(WORK TO BE COMPLETED)
Review the material and extract every line in which the word "components" occurs.

(GIVEN MATERIAL)
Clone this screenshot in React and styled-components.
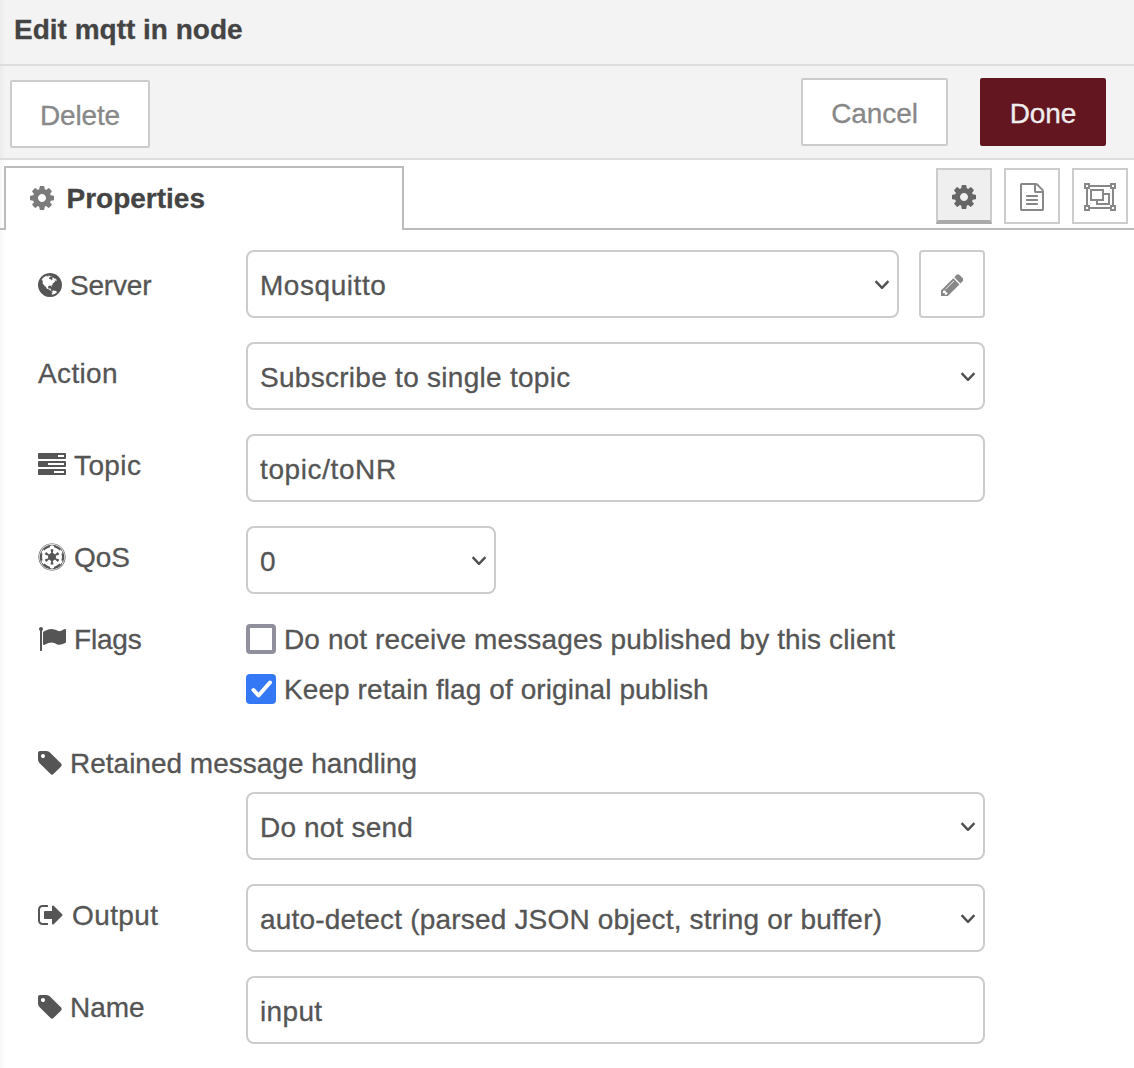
import React from "react";
import styled, { createGlobalStyle } from "styled-components";
import { FaEmpire } from "react-icons/fa";

const GlobalStyle = createGlobalStyle`
  * { box-sizing: border-box; }
  html, body { margin: 0; background: #fff; }
  body {
    font-family: "Helvetica Neue", "Liberation Sans", Arial, sans-serif;
    font-size: 28px;
    line-height: 40px;
    color: #555;
    overflow: hidden;
    -webkit-text-stroke: 0.3px currentColor;
  }
`;

const ICONS = {
  cog: {
    box: "128 128 1536 1536",
    d: "M1152 896q0-106-75-181t-181-75-181 75-75 181 75 181 181 75 181-75 75-181zm512-109v222q0 12-8 23t-20 13l-185 28q-19 54-39 91 35 50 107 138 10 12 10 25t-9 23q-27 37-99 108t-94 71q-12 0-26-9l-138-108q-44 23-91 38-16 136-29 186-7 28-36 28h-222q-14 0-24.5-8.5t-11.5-21.5l-28-184q-49-16-90-37l-141 107q-10 9-25 9-14 0-25-11-126-114-165-168-7-10-7-23 0-12 8-23 15-21 51-66.5t54-70.5q-27-50-41-99l-183-27q-13-2-21-12.5t-8-23.5v-222q0-12 8-23t19-13l186-28q14-46 39-92-40-57-107-138-10-12-10-24 0-10 9-23 26-36 98.5-107.5t94.5-71.5q13 0 26 10l138 107q44-23 91-38 16-136 29-186 7-28 36-28h222q14 0 24.5 8.5t11.5 21.5l28 184q49 16 90 37l142-107q9-9 24-9 13 0 25 10 129 119 165 170 7 8 7 22 0 12-8 23-15 21-51 66.5t-54 70.5q26 50 41 98l183 28q13 2 21 12.5t8 23.5z",
  },
  globe: {
    box: "128 128 1536 1536",
    d: "M896 128q209 0 385.5 103t279.5 279.5 103 385.5-103 385.5-279.5 279.5-385.5 103-385.5-103-279.5-279.5-103-385.5 103-385.5 279.5-279.5 385.5-103zm274 521q-2 1-9.5 9.5t-13.5 9.5q2 0 4.5-5t5-11 3.5-7q6-7 22-15 14-6 52-12 34-8 51 11-2-2 9.5-13t14.5-12q3-2 15-4.5t15-7.5l2-22q-12 1-17.5-7t-6.5-21q0 2-6 8 0-7-4.5-8t-11.5 1-9 1q-10-3-15-7.5t-8-16.5-4-15q-2-5-9.5-11t-9.5-10q-1-2-2.5-5.5t-3-6.5-4-5.5-5.5-2.5-7 5-7.5 10-4.5 5q-3-2-6-1.5t-4.5 1-4.5 3-5 3.5q-3 2-8.5 3t-8.5 2q15-5-1-11-10-4-16-3 9-4 7.5-12t-8.5-14h5q-1-4-8.5-8.5t-17.5-8.5-13-6q-8-5-34-9.5t-33-.5q-5 6-4.5 10.5t4 14 3.5 12.5q1 6-5.5 13t-6.5 12q0 7 14 15.5t10 21.5q-3 8-16 16t-16 12q-5 8-1.5 18.5t10.5 16.5q2 2 1.5 4t-3.5 4.5-5.5 4-6.5 3.5l-3 2q-11 5-20.5-6t-13.5-26q-7-25-16-30-23-8-29 1-5-13-41-26-25-9-58-4 6-1 0-15-7-15-19-12 3-6 4-17.5t1-13.5q3-13 12-23 1-1 7-8.5t9.5-13.5.5-6q35 4 50-11 5-5 11.5-17t10.5-17q9-6 14-5.5t14.5 5.5 14.5 5q14 1 15.5-11t-7.5-20q12 1 3-17-4-7-8-9-12-4-27 5-8 4 2 8-1-1-9.5 10.5t-16.5 17.5-16-5q-1-1-5.5-13.5t-9.5-13.5q-8 0-16 15 3-8-11-15t-24-8q19-12-8-27-7-4-20.5-5t-19.5 4q-5 7-5.5 11.5t5 8 10.5 5.5 11.5 4 8.5 3q14 10 8 14-2 1-8.5 3.5t-11.5 4.5-6 4q-3 4 0 14t-2 14q-5-5-9-17.5t-7-16.5q7 9-25 6l-10-1q-4 0-16 2t-20.5 1-13.5-8q-4-8 0-20 1-4 4-2-4-3-11-9.5t-10-8.5q-46 15-94 41 6 1 12-1 5-2 13-6.5t10-5.5q34-14 42-7l5-5q14 16 20 25-7-4-30-1-20 6-22 12 7 12 5 18-4-3-11.5-10t-14.5-11-15-5q-16 0-22 1-146 80-235 222 7 7 12 8 4 1 5 9t2.5 11 11.5-3q9 8 3 19 1-1 44 27 19 17 21 21 3 11-10 18-1-2-9-9t-9-4q-3 5 .5 18.5t10.5 12.5q-7 0-9.5 16t-2.5 35.5-1 23.5l2 1q-3 12 5.5 34.5t21.5 19.5q-13 3 20 43 6 8 8 9 3 2 12 7.5t15 10 10 10.5q4 5 10 22.5t14 23.5q-2 6 9.5 20t10.5 23q-1 0-2.5 1t-2.5 1q3 7 15.5 14t15.5 13q1 3 2 10t3 11 8 2q2-20-24-62-15-25-17-29-3-5-5.5-15.5t-4.5-14.5q2 0 6 1.5t8.5 3.5 7.5 4 2 3q-3 7 2 17.5t12 18.5 17 19 12 13q6 6 14 19.5t0 13.5q9 0 20 10.5t17 19.5q5 8 8 26t5 24q2 7 8.5 13.5t12.5 9.5l16 8 13 7q5 2 18.5 10.5t21.5 11.5q10 4 16 4t14.5-2.5 13.5-3.5q15-2 29 15t21 21q36 19 55 11-2 1 .5 7.5t8 15.5 9 14.5 5.5 8.5q5 6 18 15t18 15q6-4 7-9-3 8 7 20t18 10q14-3 14-32-31 15-49-18 0-1-2.5-5.5t-4-8.5-2.5-8.5 0-7.5 5-3q9 0 10-3.5t-2-12.5-4-13q-1-8-11-20t-12-15q-5 9-16 8t-16-9q0 1-1.5 5.5t-1.5 6.5q-13 0-15-1 1-3 2.5-17.5t3.5-22.5q1-4 5.5-12t7.5-14.5 4-12.5-4.5-9.5-17.5-2.5q-19 1-26 20-1 3-3 10.5t-5 11.5-9 7q-7 3-24 2t-24-5q-13-8-22.5-29t-9.5-37q0-10 2.5-26.5t3-25-5.5-24.5q3-2 9-9.5t10-10.5q2-1 4.5-1.5t4.5 0 4-1.5 3-6q-1-1-4-3-3-3-4-3 7 3 28.5-1.5t27.5 1.5q15 11 22-2 0-1-2.5-9.5t-.5-13.5q5 27 29 9 3 3 15.5 5t17.5 5q3 2 7 5.5t5.5 4.5 5-.5 8.5-6.5q10 14 12 24 11 40 19 44 7 3 11 2t4.5-9.5 0-14-1.5-12.5l-1-8v-18l-1-8q-15-3-18.5-12t1.5-18.5 15-18.5q1-1 8-3.5t15.5-6.5 12.5-8q21-19 15-35 7 0 11-9-1 0-5-3t-7.5-5-4.5-2q9-5 2-16 5-3 7.5-11t7.5-10q9 12 21 2 8-8 1-16 5-7 20.5-10.5t18.5-9.5q7 2 8-2t1-12 3-12q4-5 15-9t13-5l17-11q3-4 0-4 18 2 31-11 10-11-6-20 3-6-3-9.5t-15-5.5q3-1 11.5-.5t10.5-1.5q15-10-7-16-17-5-43 12zm-163 877q206-36 351-189-3-3-12.5-4.5t-12.5-3.5q-18-7-24-8 1-7-2.5-13t-8-9-12.5-8-11-7q-2-2-7-6t-7-5.5-7.5-4.5-8.5-2-10 1l-3 1q-3 1-5.5 2.5t-5.5 3-4 3 0 2.5q-21-17-36-22-5-1-11-5.5t-10.5-7-10-1.5-11.5 7q-5 5-6 15t-2 13q-7-5 0-17.5t2-18.5q-3-6-10.5-4.5t-12 4.5-11.5 8.5-9 6.5-8.5 5.5-8.5 7.5q-3 4-6 12t-5 11q-2-4-11.5-6.5t-9.5-5.5q2 10 4 35t5 38q7 31-12 48-27 25-29 40-4 22 12 26 0 7-8 20.5t-7 21.5q0 6 2 16z",
  },
  tasks: {
    box: "0 192 1792 1408",
    d: "M0 256q0-26 19-45t45-19h1664q26 0 45 19t19 45v256q0 26-19 45t-45 19H64q-26 0-45-19T0 512zM1280 320v128h384V320zM0 768q0-26 19-45t45-19h1664q26 0 45 19t19 45v256q0 26-19 45t-45 19H64q-26 0-45-19T0 1024zM640 832v128h1024V832zM0 1280q0-26 19-45t45-19h1664q26 0 45 19t19 45v256q0 26-19 45t-45 19H64q-26 0-45-19T0 1536zM1024 1344v128h640v-128z",
  },
  flag: {
    box: "0 128 1792 1536",
    d: "M320 256q0 72-64 110v1266q0 13-9.5 22.5t-22.5 9.5h-64q-13 0-22.5-9.5t-9.5-22.5v-1266q-64-38-64-110 0-53 37.5-90.5t90.5-37.5 90.5 37.5 37.5 90.5zm1472 64v763q0 25-12.5 38.5t-39.5 27.5q-215 116-369 116-61 0-123.5-22t-108.5-48-115.5-48-142.5-22q-192 0-464 146-17 9-33 9-26 0-45-19t-19-45v-742q0-32 31-55 21-14 79-43 236-120 421-120 107 0 200 29t219 88q38 19 88 19 54 0 117.5-21t110-47 88-47 54.5-21q26 0 45 19t19 45z",
  },
  tag: {
    box: "128 128 1536 1536",
    d: "M576 448q0-53-37.5-90.5t-90.5-37.5-90.5 37.5-37.5 90.5 37.5 90.5 90.5 37.5 90.5-37.5 37.5-90.5zm1067 576q0 53-37 90l-491 492q-39 37-91 37-53 0-90-37l-715-716q-38-37-64.5-101t-26.5-117v-416q0-52 38-90t90-38h416q53 0 117 26.5t102 64.5l715 714q37 39 37 91z",
  },
  output: {
    box: "64 256 1600 1280",
    d: "M704 1440q0 4 1 20t.5 26.5-3 23.5-10 19.5-20.5 6.5h-320q-119 0-203.5-84.5t-84.5-203.5v-704q0-119 84.5-203.5t203.5-84.5h320q13 0 22.5 9.5t9.5 22.5q0 4 1 20t.5 26.5-3 23.5-10 19.5-20.5 6.5h-320q-66 0-113 47t-47 113v704q0 66 47 113t113 47h312l11.5 1 11.5 3 8 5.5 7 9 2 13.5zm928-544q0 26-19 45l-544 544q-19 19-45 19t-45-19-19-45v-288h-448q-26 0-45-19t-19-45v-384q0-26 19-45t45-19h448v-288q0-26 19-45t45-19 45 19l544 544q19 19 19 45z",
  },
  pencil: {
    box: "128 128 1536 1536",
    d: "M491 1536l91-91-235-235-91 91v107h128v128h107zm523-928q0-22-22-22-10 0-17 7l-542 542q-7 7-7 17 0 22 22 22 10 0 17-7l542-542q7-7 7-17zm-54-192l416 416-832 832h-416v-416zm683 96q0 53-37 90l-166 166-416-416 166-165q36-38 90-38 53 0 91 38l235 234q37 39 37 91z",
  },
  file: {
    box: "128 0 1536 1792",
    d: "M1596 380q28 28 48 76t20 88v1152q0 40-28 68t-68 28h-1344q-40 0-68-28t-28-68v-1600q0-40 28-68t68-28h896q40 0 88 20t76 48zm-444-244v376h376q-10-29-22-41l-313-313q-12-12-41-22zm384 1528v-1024h-416q-40 0-68-28t-28-68v-416h-768v1536h1280zm-1024-864q0-14 9-23t23-9h704q14 0 23 9t9 23v64q0 14-9 23t-23 9h-704q-14 0-23-9t-9-23v-64zm736 224q14 0 23 9t9 23v64q0 14-9 23t-23 9h-704q-14 0-23-9t-9-23v-64q0-14 9-23t23-9h704zm0 256q14 0 23 9t9 23v64q0 14-9 23t-23 9h-704q-14 0-23-9t-9-23v-64q0-14 9-23t23-9h704z",
  },
  group: {
    box: "0 0 2048 1792",
    d: "M0 0h384v128h1280V0h384v384h-128v1024h128v384h-384v-128H384v128H0v-384h128V384H0zM128 128v128h128V128zM1792 128v128h128V128zM128 1536v128h128v-128zM1792 1536v128h128v-128zM384 256v128H256v1024h128v128h1280v-128h128V384h-128V256zM1280 640h384v768H768v-256H384V384h896zM512 512v512h640V512zM1280 768v384H896v128h640V768z",
  },
};

const Glyph = styled.svg`
  display: block;
  flex: none;
  margin-bottom: ${(p) => p.$lift ?? 0}px;
  fill: currentColor;
  fill-rule: evenodd;
`;

function Icon({ name, size = 28, lift }) {
  const { box, d } = ICONS[name];
  const [, , w, h] = box.split(" ").map(Number);
  return (
    <Glyph
      viewBox={box}
      width={(w * size) / 1792}
      height={(h * size) / 1792}
      $lift={lift}
      aria-hidden="true"
    >
      <path d={d} />
    </Glyph>
  );
}

const Tray = styled.main`
  width: 1134px;
  height: 1068px;
  background: linear-gradient(to right, rgba(0, 0, 0, 0.035), rgba(0, 0, 0, 0) 5px), #fff;
`;

const Header = styled.header`
  height: 66px;
  padding: 10px 14px;
  border-bottom: 2px solid #ddd;
  background: linear-gradient(to right, rgba(0, 0, 0, 0.03), rgba(0, 0, 0, 0) 5px), #f3f3f3;
`;

const Title = styled.h1`
  margin: 0;
  font-size: 28px;
  line-height: 40px;
  font-weight: 700;
  color: #444;
`;

const Toolbar = styled.div`
  display: flex;
  align-items: flex-start;
  height: 94px;
  padding: 12px 28px 0 10px;
  border-bottom: 2px solid #ddd;
  background: linear-gradient(to right, rgba(0, 0, 0, 0.03), rgba(0, 0, 0, 0) 5px), #f3f3f3;
`;

const Button = styled.button`
  width: ${(p) => p.$width}px;
  height: 68px;
  margin: ${(p) => p.$margin || "0"};
  padding: 3px 0 0;
  border: 2px solid ${(p) => (p.$primary ? "#631620" : "#ccc")};
  border-radius: 2px;
  background: ${(p) => (p.$primary ? "#631620" : "#fff")};
  color: ${(p) => (p.$primary ? "#eee" : "#888")};
  font: inherit;
  letter-spacing: ${(p) => p.$tracking ?? 0}px;
  -webkit-text-stroke: inherit;
  -webkit-text-stroke-color: currentColor;
`;

const TabBar = styled.nav`
  display: flex;
  height: 70px;
  padding-top: 6px;
`;

const TabEdge = styled.div`
  width: 4px;
  border-bottom: 2px solid #bbb;
`;

const Tab = styled.div`
  display: flex;
  align-items: center;
  gap: 12.5px;
  width: 400px;
  padding: 0 0 1px 24px;
  border: 2px solid #bbb;
  border-bottom: 0;
  background: #fff;
  color: #7b7b7b;
`;

const TabActions = styled.div`
  display: flex;
  flex: 1;
  justify-content: flex-end;
  gap: 12px;
  padding: 2px 6px 0 0;
  border-bottom: 2px solid #bbb;
`;

const TabButton = styled.button`
  display: flex;
  align-items: center;
  justify-content: center;
  width: 56px;
  height: 56px;
  padding: ${(p) => (p.$active ? "4px 0 0" : "1px 0 0")};
  border: 2px solid #ccc;
  ${(p) => p.$active && "border-bottom: 4px solid #aaa;"}
  background: ${(p) => (p.$active ? "#efefef" : "#fff")};
  color: ${(p) => (p.$active ? "#666" : "#888")};
`;

const Form = styled.form`
  display: flex;
  flex-direction: column;
  gap: 24px;
  padding: 20px 0 0 38px;
`;

const Row = styled.div`
  display: flex;
  height: ${(p) => p.$height || 68}px;
`;

const Label = styled.label`
  display: flex;
  align-items: center;
  gap: ${(p) => p.$gap ?? 8}px;
  width: 208px;
  height: 40px;
  margin-top: ${(p) => p.$top ?? 11}px;
  white-space: nowrap;
  letter-spacing: ${(p) => p.$tracking ?? 0}px;
`;

const Caption = styled.span`
  padding-top: 2px;
`;

const Field = styled.div`
  position: relative;
  width: ${(p) => p.$width || 739}px;
  height: 68px;
`;

const fieldBox = `
  display: block;
  width: 100%;
  height: 68px;
  margin: 0;
  border: 2px solid #ccc;
  border-radius: 8px;
  background: #fff;
  color: #555;
  font: inherit;
  appearance: none;
  outline: 0;
  -webkit-text-stroke: 0.3px #555;
`;

const SelectBox = styled.select`
  ${fieldBox}
  padding: 3px 40px 0 12px;
  letter-spacing: ${(p) => p.$tracking ?? 0}px;
`;

const TextInput = styled.input`
  ${fieldBox}
  padding: 3px 12px 0;
  letter-spacing: ${(p) => p.$tracking ?? 0}px;
`;

const Chevron = styled.svg`
  position: absolute;
  right: 9px;
  top: 28px;
  fill: none;
  stroke: #505050;
  stroke-width: 2.4;
  stroke-linejoin: round;
  pointer-events: none;
`;

const EditButton = styled.button`
  display: flex;
  align-items: center;
  justify-content: center;
  width: 66px;
  height: 68px;
  margin-left: 20px;
  padding: 2px 0 0;
  border: 2px solid #ccc;
  border-radius: 4px;
  background: #fff;
  color: #888;
`;

const Options = styled.div`
  display: flex;
  flex-direction: column;
  gap: 10px;
  padding-top: 1px;
`;

const Option = styled.div`
  display: flex;
  align-items: center;
  gap: 8px;
  height: 40px;
  letter-spacing: ${(p) => p.$tracking ?? 0}px;
`;

const Box = styled.span`
  display: flex;
  align-items: center;
  justify-content: center;
  width: 30px;
  height: 30px;
  border: ${(p) => (p.$checked ? "0" : "4px solid #8f8f9d")};
  border-radius: 4px;
  background: ${(p) => (p.$checked ? "#3478f6" : "#fff")};
`;

const Tick = styled.svg`
  fill: none;
  stroke: #fff;
  stroke-width: 4;
  stroke-linecap: round;
  stroke-linejoin: round;
`;

function Select({ value, width, tracking }) {
  return (
    <Field $width={width}>
      <SelectBox $tracking={tracking} defaultValue={value}>
        <option>{value}</option>
      </SelectBox>
      <Chevron width="16" height="14" viewBox="0 0 16 14">
        <path d="M1.6 3.2 8 9.8 14.4 3.2" />
      </Chevron>
    </Field>
  );
}

function Check({ checked, children, tracking }) {
  return (
    <Option $tracking={tracking}>
      <Box $checked={checked}>
        {checked && (
          <Tick width="30" height="30" viewBox="0 0 30 30">
            <path d="M7.5 16 12.5 21.5 24 8.5" />
          </Tick>
        )}
      </Box>
      <Caption>{children}</Caption>
    </Option>
  );
}

export default function App() {
  return (
    <>
      <GlobalStyle />
      <Tray>
        <Header>
          <Title>Edit mqtt in node</Title>
        </Header>
        <Toolbar>
          <Button $width={140} $margin="2px auto 0 0" $tracking={-0.15}>Delete</Button>
          <Button $width={147} $margin="0 32px 0 0" $tracking={-0.1}>Cancel</Button>
          <Button $width={126} $tracking={-0.1} $primary>Done</Button>
        </Toolbar>
        <TabBar>
          <TabEdge />
          <Tab>
            <Icon name="cog" lift={2} />
            <Title as="span">Properties</Title>
          </Tab>
          <TabActions>
            <TabButton type="button" $active><Icon name="cog" /></TabButton>
            <TabButton type="button"><Icon name="file" /></TabButton>
            <TabButton type="button"><Icon name="group" /></TabButton>
          </TabActions>
        </TabBar>
        <Form>
          <Row>
            <Label $top={15} $tracking={-0.2}>
              <Icon name="globe" />
              <Caption>Server</Caption>
            </Label>
            <Select value="Mosquitto" width={653} tracking={0.55} />
            <EditButton type="button"><Icon name="pencil" size={26.5} /></EditButton>
          </Row>
          <Row>
            <Label $tracking={0.35}>
              <Caption>Action</Caption>
            </Label>
            <Select value="Subscribe to single topic" tracking={0.28} />
          </Row>
          <Row>
            <Label $tracking={0.4}>
              <Icon name="tasks" lift={2} />
              <Caption>Topic</Caption>
            </Label>
            <Field><TextInput defaultValue="topic/toNR" $tracking={0.6} /></Field>
          </Row>
          <Row>
            <Label>
              <FaEmpire size={28} />
              <Caption>QoS</Caption>
            </Label>
            <Select value="0" width={250} />
          </Row>
          <Row $height={101}>
            <Label $top={1} $tracking={-0.2}>
              <Icon name="flag" />
              <Caption>Flags</Caption>
            </Label>
            <Options>
              <Check tracking={0.12}>Do not receive messages published by this client</Check>
              <Check tracking={0.08} checked>Keep retain flag of original publish</Check>
            </Options>
          </Row>
          <Row $height={25}>
            <Label $top={0}>
              <Icon name="tag" />
              <Caption>Retained message handling</Caption>
            </Label>
          </Row>
          <Row>
            <Label />
            <Select value="Do not send" tracking={0.18} />
          </Row>
          <Row>
            <Label $gap={9} $tracking={0.4}>
              <Icon name="output" />
              <Caption>Output</Caption>
            </Label>
            <Select value="auto-detect (parsed JSON object, string or buffer)" tracking={0.19} />
          </Row>
          <Row>
            <Label>
              <Icon name="tag" />
              <Caption>Name</Caption>
            </Label>
            <Field><TextInput defaultValue="input" $tracking={0.35} /></Field>
          </Row>
        </Form>
      </Tray>
    </>
  );
}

(REPLY TO THE TASK)
Clone this screenshot in React and styled-components.
import styled, { createGlobalStyle } from "styled-components";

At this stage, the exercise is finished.